上写真=オマーン戦に向けて調整する伊東純也(写真◎JFA)
独善的にならずベストな選択を
最終予選初戦のオマーン戦で敗れ(9月2日)、勝つしかない状況で迎えた続く中国戦(9月7日)で大迫勇也のゴールをアシスト、勝ち点3の獲得に貢献した。前節のアウェー、ベトナム戦では守備に軸足を置く相手を攻めあぐねる中、南野拓実のクロスからゴールを決め、チームを勝利に導いた。
伊東純也は、今さら言うまでもなく、現在の日本代表に不可欠な存在になっている。本人は「自分がエースだと思ったことはない。得点に絡むことは仕事だと思いますけど、得点を奪うキャラではないというか。チャンスメークで味方が良い位置にいたらしっかりそこにパスを出すことも大事」と、自身が得点を挙げることそのものに固執してはいないが、『ゴールに絡む』ことが仕事とは自覚する。ここまでチームの攻撃をけん引しているのは間違いないところだろう。
代表では4-3-3の右ウイングと4-2-3-1の右サイドハーフで主にプレーしているが、自身の優先順位をしっかり持ちつつ、独善的にならず常に「ベストな選択ができればと思っています」と語り、ゴールはあくまで「状況を見ながら」との考えを持つ。
仕掛けについても、伊東はゴールから逆算してプレーを選択している。縦にいくのか、中にカットインするのか。ベトナム戦については「自分の中での優先順位は縦にいってクロスを相手の嫌な所に入れることの方が高い。縦を切られたら中に行くというスタンスで、縦に行けていたので行きました」と振り返った。

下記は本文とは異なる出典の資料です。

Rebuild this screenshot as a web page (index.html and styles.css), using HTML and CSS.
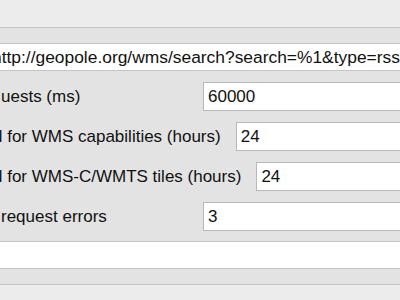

前回オマーンと対戦した際は、先発したものの、持ち味を出し切れず、63分に堂安律と交代しベンチに下がった。試合にも敗れることになり、16日の試合はチームはもちろん、伊東にとっても雪辱戦。「試合に出たらみんながやってやろうという気持ちを出さなければいけないし、自分が引っ張るという気持ちを出さないといけないと思います」。中心選手としての自覚をピッチで表現する
圧倒的なスピードでボールを運び、思い切りのいいシュートでネットを揺らす。守備でも相手の予想を上回る速さと鋭いアプローチでボールを狩り取ってみせる。伊東がピッチで輝く時、日本代表は良い状態にあると言っていい。
その影響力は、試合のたびに増している。